Życia Tomka Sawyera było pełno różnych przygód. Niektóre z nich były groźne i skutecznie podnosiły poziom adrenaliny, inne rozbawiały do łez. Jedną z najciekawszych i najstraszniejszych była wyprawa Tomka na cmentarz z Huckiem Finnem.

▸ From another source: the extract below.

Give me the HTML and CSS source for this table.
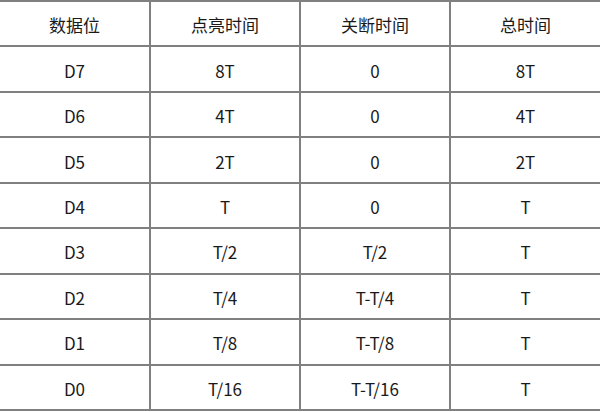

Młodzieńcy spotkali się, kiedy Tomek niechętnie udawał się do szkoły. Jego przyjaciel niósł akurat martwego kota. Jak wyjaśnił – zwierzę potrzebne było mu do odprawienia magicznego rytuału na cmentarzu. Dzięki niemu miał pozbyć się brodawek. Wystarczyło tylko stanąć przy grobie jakiegoś bezbożnika, poczekać na pojawienie się diabła, rzucić kota i wypowiedzieć magiczne zaklęcie. O rytuale tym Huck dowiedział się od pani Hopkins, którą w miasteczku uważano za czarownicę. Tomek bardzo szybko wyraził chęć udziału w tej wyprawie, na co Huck chętnie przystał.
Dzień Tomka pełen był rozmaitych wydarzeń – udało mu się bliżej poznać Becky i nawet „zaręczyć się” z nią. Bohater wciąż jednak niecierpliwie czekał na umówioną godzinę spotkania z Huckiem. Około 22 położył się spać, ale tak naprawdę czuwał, czekając na znak od kolegi. W końcu usłyszał odgłos tłuczonego szkła. Doskonale wiedział, że to jego kompan. Wymknął się więc z domu i dołączył do niego w drodze na cmentarz.
Do celu dotarli po około trzydziestu minutach marszu. Znaleźli świeży grób i cierpliwie czekali przy nim na pojawienie się diabła. Minuty płynęły bardzo powoli, a Tomka ogarniało coraz większe przerażenie. W pewnym momencie chłopcy usłyszeli przyciszone głosy. Sawyer z wrażenia mocno ścisnął ramię Hucka. Zbliżały się do nich jakieś postacie.
Bohaterowie byli poważnie przestraszeni. Finn poprosił Tomka, żeby zaczął się modlić, niebawem jednak kazał mu przestać, utwierdziwszy się w przekonaniu, że mają do czynienia z ludźmi Rozpoznał nawet Muffa Pottera – miejscowego pijaka i włóczęgę. Gdy tajemnicze sylwetki znalazły się wystarczająco blisko, bohaterowie mogli się im przyjrzeć. Oprócz Pottera byli tam jeszcze Indianin Joe oraz doktor Robinson. Mężczyźni zaczęli rozkopywać jeden z grobów, wyciągnęli z niego ciało i umieścili na noszach, przykrywając płachtą.
Nagle Potter i Indianin zażądali od doktora dodatkowej zapłaty. Lekarz odmówi i wywiązała się bójka. Muff został ranny, a Joe, chwyciwszy nóż, wymierzył nim celny cios i powalił Robinsona. Następnej włożył narzędzie zbrodni w rękę towarzysza. Gdy Potter odzyskał świadomość, Indianin wmówił mu, że to on zamordował mężczyznę, ale zamroczył go alkohol i niczego nie pamięta. Mężczyźni oddalili się, a jasny księżyc oświetlał przerażające miejsce morderstwa.
Chłopcy obserwowali całe zdarzenie w milczeniu i strachu. Gdy wszystko ucichło, uciekli i znaleźli schronienie przy starej garbarni. Tam postanowili podpisać własną krwią przyrzeczenie, że nikomu nie powiedzą o tym, co widzieli. Huck był przekonany, że gdyby Joe dowiedział się o tym, dopadłby ich i zamordował. Podjęli jeszcze decyzję o zakopaniu deseczki, gdy niespodziewanie usłyszeli wycie psa i czyjeś ruchy. Zakradli się do środka garbarni, gdzie zobaczyli śpiącego Pottera. Pomyśleli, że wyjący pies zwiastował jego śmierć i postanowili się pożegnać.
Gdy Tomek wrócił do domu, był już ranek. Dostał się do swojego pokoju przez okno, ale Sid nie spał już od jakiegoś czasu. Wymknięcie się Sawyera zostało w ten sposób wykryte, nikt jednak nie dowiedział się o tym, co zobaczył na cmentarzu.